The parliamentarians took just three hours in the Lok Sabha and four in the Rajya Sabha to approve this hideous Act. Yet, in the 50 years of legislative history, AFSPA is an emblematic case of patriarchal violence getting State’s legitimacy. Blanket powers are conferred to the Armed Forces and this has ostensibly resulted in innumerable incidents of arbitrary detentions, torture, rape, and lootings.

Under this Act, security forces have at their hands a dangerous cocktail of carte blanche powers with absolutely no accountability in carrying out their operations once an area is declared as “disturbed”. All the arbitrary and unconstitutional powers conferred to military personnel originate from section 4 of AFSPA.

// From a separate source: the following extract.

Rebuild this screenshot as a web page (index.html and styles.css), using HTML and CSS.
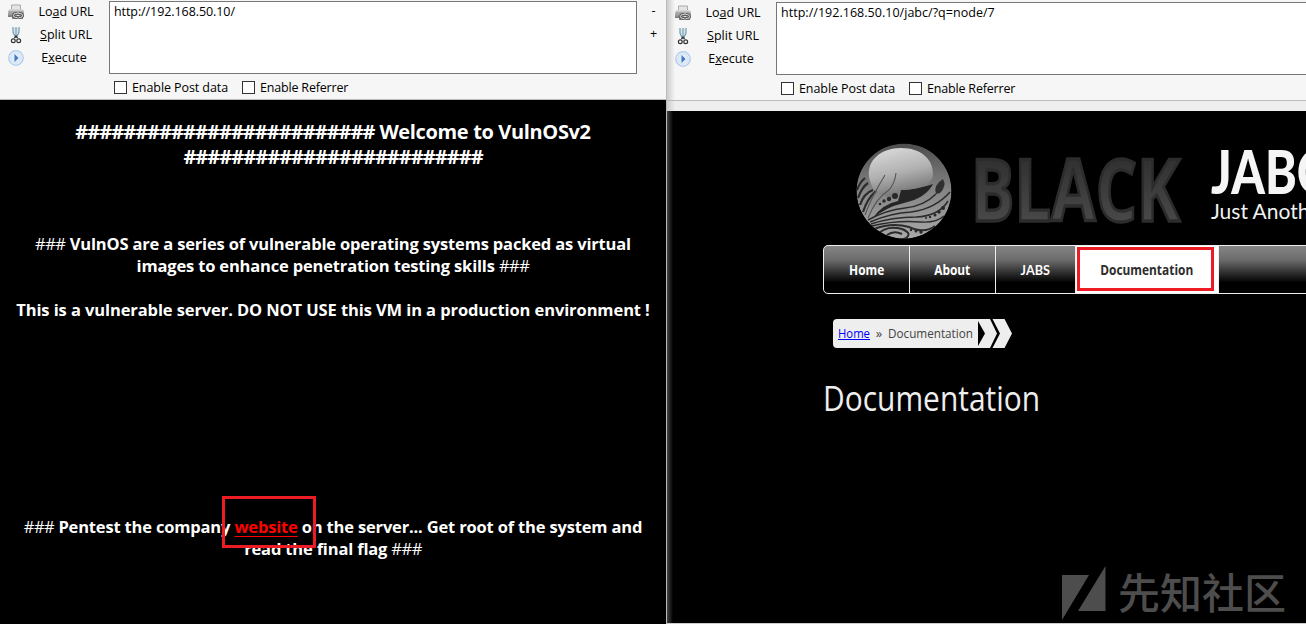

Under section 4(a), even a mere suspicion allows a non-commissioned officer (havaldar) the power to shoot-to-kill any person.

He can use force against people who are not presenting any force. He can destroy any property, under section 4(b), if it is suspected of being used as a fortified position. Under section 4(c), anyone can be arrested without warrant if it is suspected that he has committed a cognizable offence. Under section 4(d), force can be used to enter and search any house on suspicion of it being used as a hide out.

Section 6 is the ice in this deadly cocktail. It establishes that no legal proceeding can be initiated against any member of the military for their abuses. This section provides legal immunity and leaves the victims of the armed forces with no legal remedy.